Top Democrats Silent As GOP Shuns Black Voter Debate

Top Democrats Silent As GOP Shuns Black Voter Debate

More than a day after former senator Fred Thompson, R-TN, announced he would join three other leading GOP presidential candidates in shunning an upcoming debate at a historically black college in Baltimore, none of the leading Democratic campaigns for president has formally criticized their decision.

The absence of Republicans Thompson, Arizona Sen. John McCain, former Massachusetts governor Mitt Romney, and former New York mayor Rudy Giuliani, at the Sept, 27 debate at Morgan State University drew scorn from several prominent African American officials, including the debate's moderator, Tavis Smiley. But only representatives from the presidential campaigns of Gov. Bill Richardson, D-NM, and Sen.

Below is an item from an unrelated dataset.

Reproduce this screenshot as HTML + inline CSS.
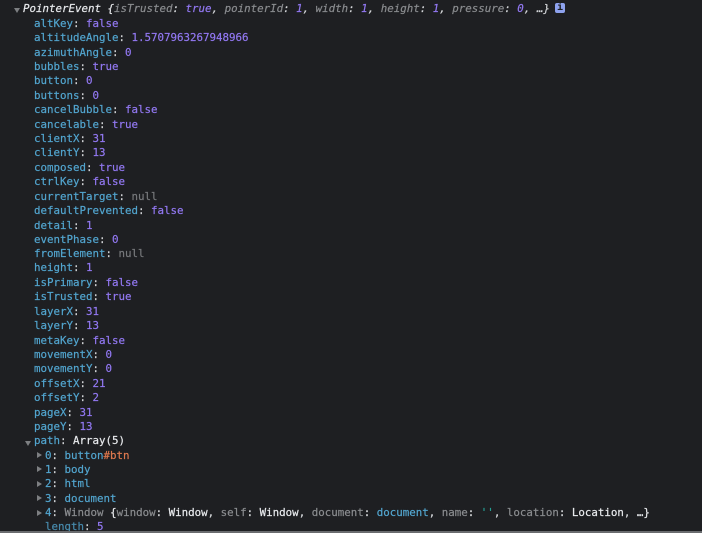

Chris Dodd, D-CT, weighed in on the matter.

"Given that we have suffered through some of the most divisive politics in generations, you would think that anyone who wished to lead would make attending these historic debates a scheduling priority rather than a scheduling afterthought," Dodd spokeswoman Kate Szostak told the Huffington Post.

"It's a real shame," Richardson's spokesman Tom Reynolds told the Huffington Post, "because democracy should not be defined by race or ethnicity. We think the GOP is missing an opportunity to talk to a large, growing population of the country."

Officials with Sens. Hillary Clinton, D-NY, Barack Obama, D-IL, and former North Carolina senator John Edwards all did not return repeated requests for comment. Their silence, according to some political observers, was an effort to avoid being perceived as partisan on racial issues. And while some African-American political groups were left waiting for stronger criticism of Thompson's actions, their anger was mainly directed at Thompson himself.

"Everyone of the Democrats went to the National Urban League to talk about their urban agenda," said Hillary Shelton, director of the National Associate for the Advancement of Colored People's (NAACP) Washington Bureau. "They came to the NAACP to talk about how they would address issues important to us.... On the other side of the issue they won't respond to African American issues, period."

Earlier this summer, every Republican running for president save McCain rejected an invitation to participate in a debate sponsored by the Spanish-language network Univision. Currently, five Republican candidates remain committed to attending the Morgan State event, which will go on with four empty lecterns. Several of these candidates used the news of Thompson's absence to promote their standing among minority voters.

"[Gov. Mike Huckabee, R-AL,] has a long history of addressing the needs of the African American community," his spokeswoman Alice Stewart told the Huffington Post. "He's likely the only candidate running for President who garnered 48% of the African American vote."

No one in the Republican field, however, would directly take on their political brethren for skipping out on the debate.

"It's their decision if they want to participate or not," said John Rankin, spokesman for presidential candidate, Sen. Sam Brownback, R-KS. "The Senator will be there because he thinks those issues are important."